Jim Bemis, a Fayetteville resident who also supports impact fees, said voters who support charging a road-impact fee believe they’ve already paid for their share of city infrastructure. Extensions of roads into new areas should cost those who cause the city to sprawl.

“If they don’t pay for it, we do,” Bemis said.

Those against the fees contend they already pay the sales tax passed last year to support roads, and they shouldn’t have to pay the impact fees. It’s double taxation, said Paul Pinneo, a vice president of Marshalltown Co., a tool manufacturer with a factory in Fayetteville.

“We know of people who go to Johnson or Springdale, because it’s easier to do business in those communities,” Pinneo said. “In the ideal world, you’d have more people moving to Fayetteville and sharing in the sales tax.”

Opponents of road-impact fees held a news conference last week where they said the fee would encourage businesses considering new locations to pick other cities. Those who spoke mentioned the “cities to the north” several times, refusing to mention Bentonville and Rogers by name. Those are cities with growing commercial areas and increasing sales-tax revenues.

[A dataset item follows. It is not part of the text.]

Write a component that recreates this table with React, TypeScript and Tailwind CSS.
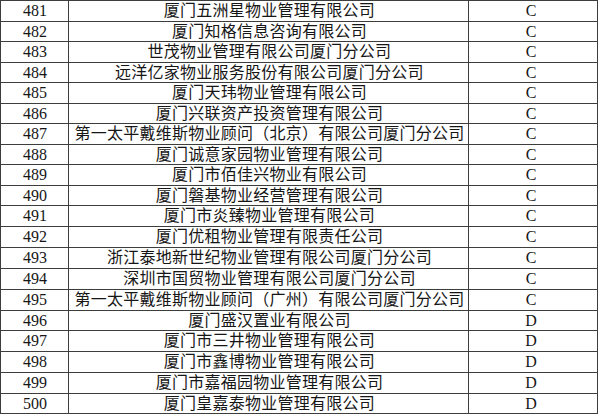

“Don’t be confused,” said Pam Jones, chairman of Citizens 4 Fayetteville, a group opposed to road-impact fees. “These are not fees; it’s a bad tax.

“ If road-impact fees pass, it’s going to drive business out.”

Nancy Allen, a Fayetteville alderman in favor of the road-impact fee, said that’s not true.

“I’m always looking at the regular guy, the Joe citizens, and it’s the fairest way to pay for the infrastructure,” she said. “The people who cause the growth should have the onetime fee.”